March 11, 2011

A Suggestion From Putin Throws Biden Off Balance -

A Suggestion From Putin Throws Biden Off Balance -
MOSCOW — When Vice President Joseph R. Biden Jr. sat down for his meeting with Vladimir V. Putin this week, the Russian prime minister opened with a curveball.
Rather than reiterating the joint projects on the table — cooperation on missile defense and Russia’s accession to the World Trade Organization, among others — Mr. Putin cheerily suggested a brand new idea: dropping visa requirements between Russia and the United States.
Mr. Biden responded quietly, almost reflexively, “Good idea,” and Mr. Putin seized on the response, saying that tossing out visa requirements would “break all the stereotypes concerning Russia and the U.S.” He referred admiringly to Mr. Biden’s “clout” within the Obama administration and said he hoped Mr. Biden would make the case for the change in Washington.
As Mr. Biden’s advisers looked on with stunned expressions, the vice president hastily backpedaled, explaining that he did not decide such matters.
“Mr. Prime Minister, in case you haven’t noticed, there’s a real difference between being president and vice president,” he said, perhaps referring to the structure of Russia’s leadership, in which Mr. Putin occupies the country’s second-highest post but is widely viewed as its paramount leader.

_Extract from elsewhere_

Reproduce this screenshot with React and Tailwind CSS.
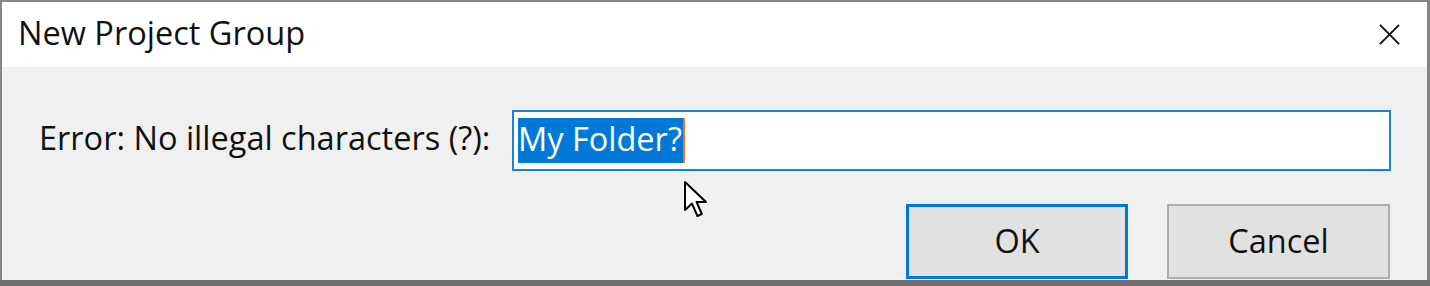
import React from "react";

function Cursor() {
  return (
    <svg width="28" height="40" viewBox="0 0 14 20" className="absolute left-[683px] top-[180px]">
      <path d="M1 1 L1 15 L4.5 11.8 L7.2 18 L9.4 17 L6.8 11 L11.5 11 Z" fill="#fff" stroke="#000" strokeWidth="1" strokeLinejoin="round" />
    </svg>
  );
}

export default function App() {
  return (
    <div className="relative w-[1430px] h-[286px] bg-[#6e6e6e] overflow-hidden" style={{ fontFamily: '"Open Sans", "Noto Sans", sans-serif' }}>
      <div className="flex flex-col w-[1430px] h-[280px] pt-[2px] pl-[2px] pr-[3px] bg-[#858585]">
        <div className="flex items-center justify-between h-[65px] bg-white pl-[16px] pr-[26px]">
          <span className="text-[32.5px] text-[#111] leading-none pb-[2px]">New Project Group</span>
          <svg width="23" height="23" viewBox="0 0 24 24">
            <path d="M2 2 L22 22 M22 2 L2 22" stroke="#111" strokeWidth="2" />
          </svg>
        </div>
        <div className="flex flex-col flex-1 bg-[#f0f0f0] pl-[37px] pr-[37px] pt-[43px]">
          <div className="flex items-center">
            <span className="text-[32.5px] text-[#111] leading-none w-[473px] shrink-0 pb-[5px]">Error: No illegal characters (?):</span>
            <div className="flex items-center flex-1 h-[61px] bg-white border-2 border-[#1883d7] px-[4px] mr-[-1px]">
              <span className="flex items-center h-[45px] bg-[#0078d7] text-white text-[32.5px] leading-none pr-[1px] pb-[3px] border-r-2 border-[#e8762d]">My Folder?</span>
            </div>
          </div>
          <div className="flex justify-end gap-[39px] mt-[33px]">
            <button className="w-[222px] h-[75px] bg-[#e1e1e1] border-[3px] border-[#0078d7] text-[32.5px] text-[#111]">OK</button>
            <button className="w-[223px] h-[75px] bg-[#e1e1e1] border-2 border-[#adadad] text-[32.5px] text-[#111]">Cancel</button>
          </div>
        </div>
      </div>
      <Cursor />
    </div>
  );
}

Then the vice president changed the subject.
Many Western news outlets let the moment pass — though the two sides are working on liberalizing visa requirements, the notion of dropping them any time soon is far-fetched. But the Russian press on Friday reported Mr. Putin’s proposal as the top news from Mr. Biden’s visit, displacing coverage of the vice president’s public criticism of Russia’s legal and political systems.

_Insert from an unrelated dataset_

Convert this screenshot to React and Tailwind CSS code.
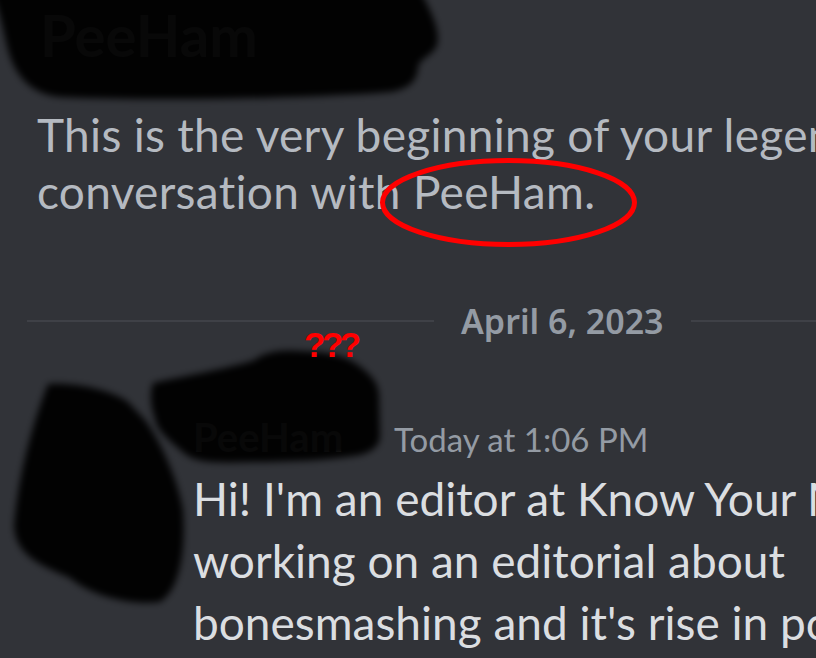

The consensus seemed to be that the prime minister had succeeded in disarming his visitor.
In the daily newspaper Kommersant, a reporter, Andrei Kolesnikov, took some liberties with Mr. Biden’s momentary loss of footing, telling readers: “‘Yes,’ said Mr. Biden, quickly writing something in his notebook (either Mr. Putin’s idea, or some phrase like, ‘Joe, get ahold of yourself! Give him a good answer! You are the vice president of a great country!’)”
Dmitri V. Trenin, director of the Carnegie Moscow Center, said Mr. Putin’s suggestion was probably aimed at dominating Friday’s news cycle. He described it as a “successful operation.”
“As a way to attract attention, yes, it worked,” Mr. Trenin said. “As a way to knock someone off course, maybe it also worked.”
Interactions between Mr. Putin and foreign leaders are scrutinized here as an especially revealing type of political theater. It was 10 years ago that President George W. Bush remarked warmly, after one of his first meetings with a still little-known Mr. Putin, “I looked the man in the eye. I was able to get a sense of his soul.”
When President Obama visited Russia in July 2009, his breakfast with Mr. Putin ran for two hours, the first of which was largely an uninterrupted monologue delivered by Mr. Putin, aides said afterward.
After Mr. Putin and Mr. Biden met privately for 15 minutes in Mr. Putin’s office. On Thursday, a senior American administration official, speaking on condition of anonymity, described the meeting as “a serious discussion about serious issues,” including cooperation on missile defense, accession to the World Trade Organization, Georgia, Afghanistan and energy policy. Later, in meetings with opposition leaders, Mr. Biden made it clear that the ice did not break between the two men, one of the people who attended told the newspaper Vedomosti.
“Biden told us that he looked into Putin’s eyes, but he did not see a soul,” said Leonid Gozman, one of the leaders of the Just Cause Party.
On Friday, Mr. Biden continued to Moldova, a former Soviet republic where a pro-Western coalition took power in 2009, displacing an old-guard Communist leadership. Addressing an overflow crowd in Opera House Square in the capital, Chisnau, where young demonstrators gathered two years ago in what became known as the “Twitter Revolution,” Mr. Biden linked Moldova’s transition to the popular uprisings that have upended North Africa and the Middle East.
He said he was glad “to be here at this transformative moment in your history, and quite frankly in the history of the world. Freedom is in the air, and democracy is emerging in countries that for generations have known nothing but authoritarian rule.”